Angolan President Joao Lourenco has met longtime critics of the government, generating some goodwill from activists who struggled to have their voices heard during the long rule of former leader Jose Eduardo dos Santos.
Lourenco, a former defense minister who became president last year, on Tuesday hosted members of Angolan civil society organizations at the presidential palace to discuss education and other ways to improve the country, long plagued by corruption and human rights abuses. Lourenco has sought to distance his administration from his former boss, removing dos Santos' children from powerful government posts and opening the way to corruption cases against them.
Activist Sergio Calundungo welcomed what he called a "symbolic meeting" that indicates Lourenco is "not afraid to dialogue," according to Agencia Angola Press, the state-run news agency. Luaty Beirao, a rapper jailed during the dos Santos era, tweeted that he had expected the meeting to be a positive gesture rather than a "magic wand" that would wave away the southern African country's problems.

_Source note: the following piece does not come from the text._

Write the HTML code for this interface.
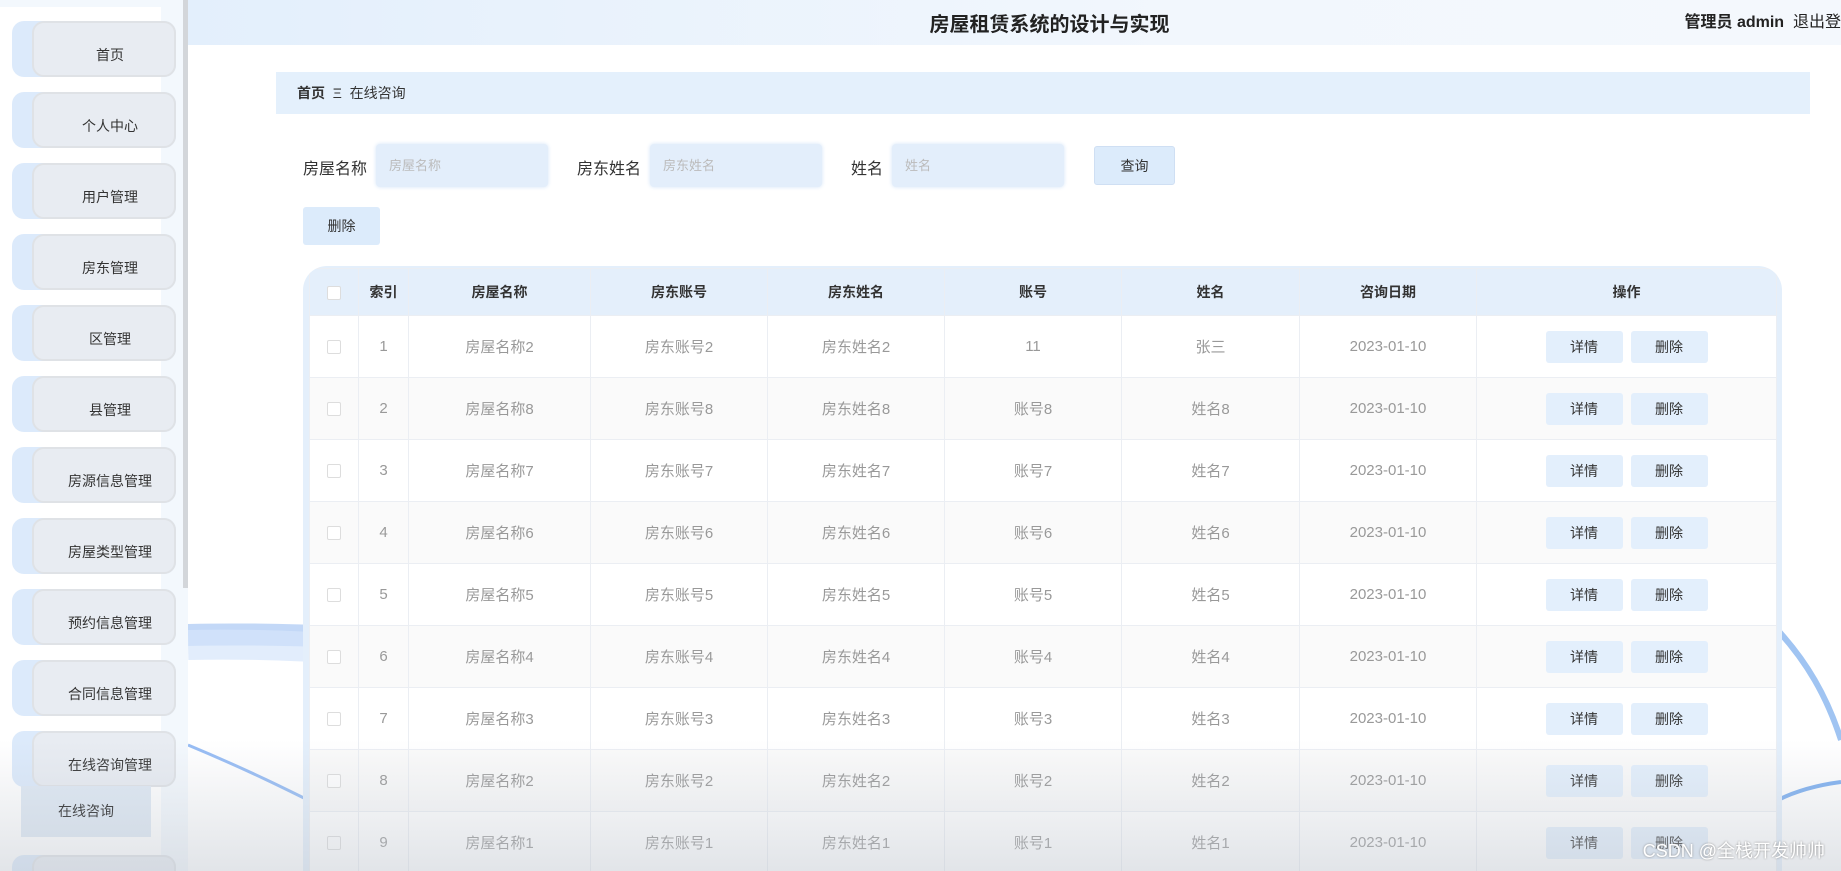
<!DOCTYPE html>
<html><head><meta charset="utf-8">
<style>
*{box-sizing:border-box;margin:0;padding:0}
html{width:1841px;height:871px;overflow:hidden}
body{width:1841px;height:871px;overflow:hidden;position:relative;background:#fff;font-family:"Liberation Sans","Noto Sans CJK SC",sans-serif;color:#333}
.bg{position:absolute;left:188px;top:0;width:1653px;height:871px}
.header{position:absolute;left:188px;top:0;width:1653px;height:45px;background:linear-gradient(90deg,#e3effc,#f2f7fd 60%,#f4f8fd)}
.title{position:absolute;left:0;top:8px;width:100%;text-align:center;font-size:20px;font-weight:bold;color:#222;margin-left:35px}
.user{position:absolute;right:0;top:8px;font-size:16px;color:#222;white-space:nowrap}
.side{position:absolute;left:0;top:0;width:188px;height:871px;background:#f3f8fd;overflow:hidden}
.sidepanel{position:absolute;left:0;top:7px;width:161px;height:864px;background:#fff}
.sbar{position:absolute;left:183px;top:0;width:6px;height:588px;background:#d3d6da}
.item{position:absolute;left:12px;width:164px;height:56px;background:#dceafb;border-radius:12px}
.item .in{position:absolute;left:20px;top:0;right:0;bottom:0;background:#e8ecf2;border:2px solid #dfe2e6;border-radius:12px;font-size:14px;color:#333;text-align:center;padding-top:22px;padding-left:12px}
.sub{position:absolute;left:21px;top:786px;width:130px;height:51px;background:#dfe9f4;font-size:14px;text-align:center;line-height:51px;color:#222}
.crumb{position:absolute;left:276px;top:72px;width:1534px;height:42px;background:#e4f0fc;font-size:14px;line-height:42px;padding-left:21px;color:#333}
.lbl{position:absolute;top:155px;font-size:16px;color:#333}
.inp{position:absolute;top:144px;height:43px;width:172px;background:#e3eefb;border-radius:4px;box-shadow:0 0 4px #d3e3f7;font-size:13px;color:#bbb;line-height:43px;padding-left:13px}
.btn{position:absolute;background:#dcebfb;border-radius:3px;font-size:14px;color:#333;text-align:center}
.tablewrap{position:absolute;left:303px;top:266px;width:1479px;height:605px;background:#e4effb;border-radius:24px 24px 0 0;overflow:hidden}
table{position:absolute;left:6px;top:2px;border-collapse:collapse;table-layout:fixed;width:1467px}
td,th{border:1px solid #ebeef3;text-align:center;font-size:15px;height:62px;color:#999;font-weight:normal}
th{height:47px;background:#e4effb;color:#333;font-weight:bold;font-size:14px}
tr:nth-child(odd) td{background:#fafafa}
tr:nth-child(even) td{background:#fff}
.cb{display:inline-block;width:14px;height:14px;border:1px solid #ddd;background:#fff;border-radius:2px;vertical-align:middle}
.ob{display:inline-block;width:77px;height:32px;line-height:32px;background:#e3effc;border-radius:3px;color:#333;font-size:14px;margin:0 4px}
.fade{position:absolute;left:0;top:740px;width:1841px;height:131px;background:linear-gradient(180deg,rgba(210,214,220,0),rgba(190,196,205,0.45))}
.wm{position:absolute;right:16px;top:837px;font-size:18px;color:#fff;text-shadow:0 0 2px #888}
</style></head><body>
<svg class="bg" viewBox="0 0 1653 871">
<path d="M0 635 C200 630 500 660 700 700" stroke="#a9c8f4" stroke-width="22" fill="none" opacity=".7"/>
<path d="M0 645 C200 640 500 680 800 760" stroke="#d6e6fb" stroke-width="30" fill="none" opacity=".7"/>
<path d="M0 745 C60 770 100 790 140 810" stroke="#6aa0ef" stroke-width="3" fill="none" opacity=".7"/>
<path d="M1580 620 C1620 660 1640 700 1653 740" stroke="#a0c4f2" stroke-width="6" fill="none"/>
<path d="M1590 800 C1610 790 1630 785 1653 782" stroke="#7fb0f0" stroke-width="4" fill="none"/>
</svg>
<div class="header"><div class="title">房屋租赁系统的设计与实现</div><div class="user"><b>管理员 admin</b>&nbsp;&nbsp;退出登</div></div>
<div class="side"><div class="sidepanel"></div><div class="sbar"></div>
<div class="item" style="top:21px"><div class="in">首页</div></div>
<div class="item" style="top:92px"><div class="in">个人中心</div></div>
<div class="item" style="top:163px"><div class="in">用户管理</div></div>
<div class="item" style="top:234px"><div class="in">房东管理</div></div>
<div class="item" style="top:305px"><div class="in">区管理</div></div>
<div class="item" style="top:376px"><div class="in">县管理</div></div>
<div class="item" style="top:447px"><div class="in">房源信息管理</div></div>
<div class="item" style="top:518px"><div class="in">房屋类型管理</div></div>
<div class="item" style="top:589px"><div class="in">预约信息管理</div></div>
<div class="item" style="top:660px"><div class="in">合同信息管理</div></div>
<div class="item" style="top:731px"><div class="in">在线咨询管理</div></div>
<div class="sub">在线咨询</div>
<div class="item" style="top:855px;height:16px;border-radius:12px 12px 0 0"><div class="in" style="border-bottom:none;border-radius:12px 12px 0 0"></div></div>
</div>
<div class="crumb"><b>首页</b>&nbsp;&nbsp;Ξ&nbsp;&nbsp;在线咨询</div>
<div class="lbl" style="left:303px">房屋名称</div><div class="inp" style="left:376px">房屋名称</div>
<div class="lbl" style="left:577px">房东姓名</div><div class="inp" style="left:650px">房东姓名</div>
<div class="lbl" style="left:851px">姓名</div><div class="inp" style="left:892px">姓名</div>
<div class="btn" style="left:1094px;top:146px;width:81px;height:39px;line-height:39px;border:1px solid #cfdff3">查询</div>
<div class="btn" style="left:303px;top:207px;width:77px;height:38px;line-height:38px">删除</div>
<div class="tablewrap">
<table>
<colgroup><col style="width:49px"><col style="width:50px"><col style="width:182px"><col style="width:177px"><col style="width:177px"><col style="width:177px"><col style="width:178px"><col style="width:177px"><col style="width:300px"></colgroup>
<tr><th><span class="cb"></span></th><th>索引</th><th>房屋名称</th><th>房东账号</th><th>房东姓名</th><th>账号</th><th>姓名</th><th>咨询日期</th><th>操作</th></tr>
<tr><td><span class="cb"></span></td><td>1</td><td>房屋名称2</td><td>房东账号2</td><td>房东姓名2</td><td>11</td><td>张三</td><td>2023-01-10</td><td><span class="ob">详情</span><span class="ob">删除</span></td></tr>
<tr><td><span class="cb"></span></td><td>2</td><td>房屋名称8</td><td>房东账号8</td><td>房东姓名8</td><td>账号8</td><td>姓名8</td><td>2023-01-10</td><td><span class="ob">详情</span><span class="ob">删除</span></td></tr>
<tr><td><span class="cb"></span></td><td>3</td><td>房屋名称7</td><td>房东账号7</td><td>房东姓名7</td><td>账号7</td><td>姓名7</td><td>2023-01-10</td><td><span class="ob">详情</span><span class="ob">删除</span></td></tr>
<tr><td><span class="cb"></span></td><td>4</td><td>房屋名称6</td><td>房东账号6</td><td>房东姓名6</td><td>账号6</td><td>姓名6</td><td>2023-01-10</td><td><span class="ob">详情</span><span class="ob">删除</span></td></tr>
<tr><td><span class="cb"></span></td><td>5</td><td>房屋名称5</td><td>房东账号5</td><td>房东姓名5</td><td>账号5</td><td>姓名5</td><td>2023-01-10</td><td><span class="ob">详情</span><span class="ob">删除</span></td></tr>
<tr><td><span class="cb"></span></td><td>6</td><td>房屋名称4</td><td>房东账号4</td><td>房东姓名4</td><td>账号4</td><td>姓名4</td><td>2023-01-10</td><td><span class="ob">详情</span><span class="ob">删除</span></td></tr>
<tr><td><span class="cb"></span></td><td>7</td><td>房屋名称3</td><td>房东账号3</td><td>房东姓名3</td><td>账号3</td><td>姓名3</td><td>2023-01-10</td><td><span class="ob">详情</span><span class="ob">删除</span></td></tr>
<tr><td><span class="cb"></span></td><td>8</td><td>房屋名称2</td><td>房东账号2</td><td>房东姓名2</td><td>账号2</td><td>姓名2</td><td>2023-01-10</td><td><span class="ob">详情</span><span class="ob">删除</span></td></tr>
<tr><td><span class="cb"></span></td><td>9</td><td>房屋名称1</td><td>房东账号1</td><td>房东姓名1</td><td>账号1</td><td>姓名1</td><td>2023-01-10</td><td><span class="ob">详情</span><span class="ob">删除</span></td></tr>
</table>
</div>
<div class="fade"></div>
<div class="wm">CSDN @全栈开发帅帅</div>
</body></html>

One of the Angolan state's harshest critics was barred from the meeting. However, journalist and activist Rafael Marques de Morais said there had been a "misunderstanding" and at a private meeting with Lourenco on Wednesday he discussed corruption, human rights and other issues, state media said.
"I believe in the goodwill of the president," Marques said earlier on Maka Angola, a website that he founded to highlight alleged government corruption and other concerns. He said he planned to raise the "main concerns" of people in Angola, where poverty is widespread despite the country's status as one of Africa's top oil producers.
In an October article in Maka Angola, Marques noted "encouraging signs" in Lourenco's anti-corruption drive, including the arrest of Jose Filomeno dos Santos, son of the ex-president and former head of Angola's sovereign wealth fund.
However, Marques wrote: "Bringing so many rich and powerful criminals to justice is complicated by the fact that so many retain positions of political or military power."
Jose Eduardo dos Santos, who took power in 1979 amid a civil war, stepped aside as president after elections last year. He quit the post of ruling party leader in September, saying he had made mistakes but was leaving with his "head high."